Der Fisch geht nicht unter, weil das Schwimmen seiner Natur entspricht.

Im Johannesprolog, dem Weihnachtsevangelium des vierten Evangeliums, geht das Wort in diese Welt ein, indem es Fleisch geworden ist und unter uns gewohnt hat (Joh 1, 14). Dabei erfährt es auch Ablehnung und hat gegen die Finsternis dieser Welt anzukämpfen. Wie ein Fisch im Wasser dieser Welt dürfen sich diejenigen bewegen, die sich von diesem Wort, von diesem neugeborenen Kind, beschenken lassen und dem Leben mit Vertrauen begegnen.

Himmel auf Erden

In seiner Geburt kommt Gott dem Menschen auf unbeschreibliche Weise nahe, leuchtet auf Erden Himmel auf. Das war die Botschaft der Engel, die die Hirten nach Betlehem eilen ließ. In seiner fünften Katechese macht sich Ambrosius in einer Meditation über die ersten Worte des Vaterunsers auch Gedanken über den Himmel.

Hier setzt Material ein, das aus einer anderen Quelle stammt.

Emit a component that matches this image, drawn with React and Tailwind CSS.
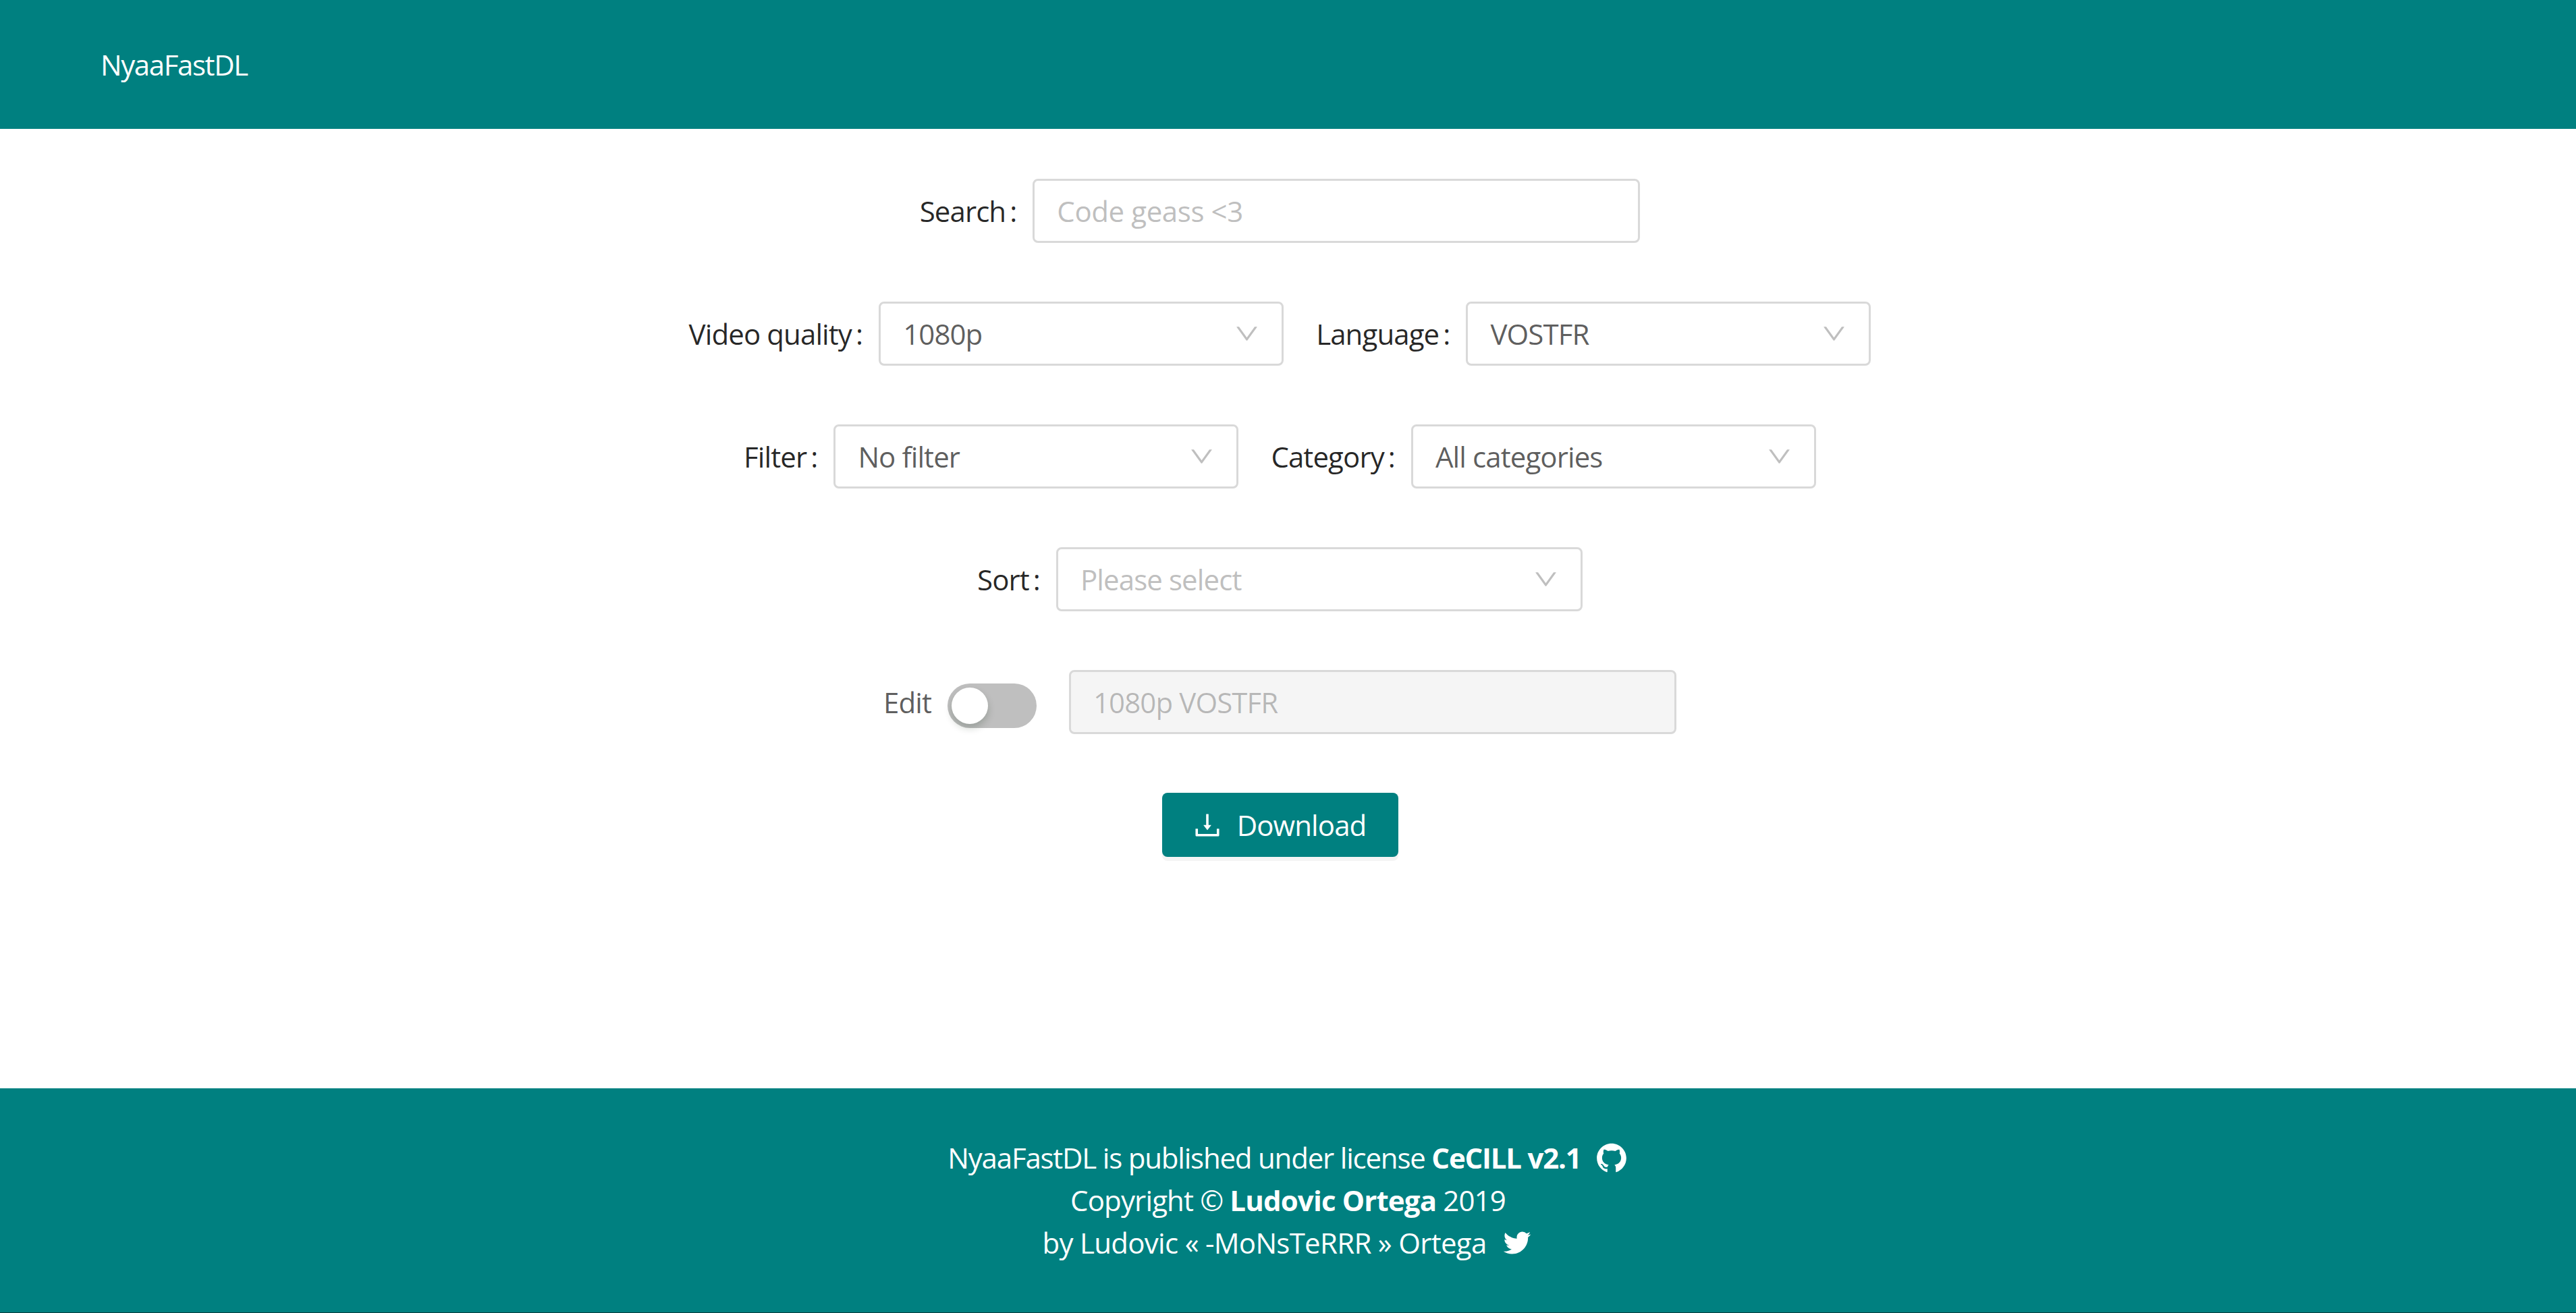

Der Himmel ist dort, wo der Tod keine Wunde mehr schlägt.

Der Tod wird dem göttlichen Kind in der Krippe nicht erspart bleiben. So weist die orthodoxe Weihnachtsikone bereits auf das Ende Jesu hin. Verbunden sind Krippe und Kreuz durch die Haltung Gottes zum Menschen: in Jesus teilt Gott das Leben und Sterben der Menschen und möchte ihnen darin – so die Verheißung des christlichen Glaubens – in seiner Liebe nahe sein. Dadurch vermag selbst der Tod nicht mehr die Wunde äußerster Einsamkeit und Verlassenheit zu schlagen, weil Gott gerade dann und gerade dort da ist.

Ein Begleiter für den Alltag

Spätestens mit dem Fest „Taufe des Herrn“ kehren wir wieder in den Alltag zurück. Die Besinnung auf die Taufe wird mich daran erinnern, wie ich den Aufgaben und Herausforderungen mit Klarheit, Entschiedenheit und Vertrauen begegnen kann. Begleiten wird mich dabei ein Hymnus des Heiligen Ambrosius, in dem es heißt: „Glanz strahlt von der Krippe auf, neues Licht entströmt der Nacht. Nun obsiegt kein Dunkel mehr und der Glaube trägt das Licht.“ Dieses Leuchten des Glaubens nehme ich mit in meinen Alltag. Und damit ich im Laufe des Jahres nicht darauf vergesse, hole ich mir noch rasch einen kleinen Stern aus der großen Weihnachtskiste im Keller.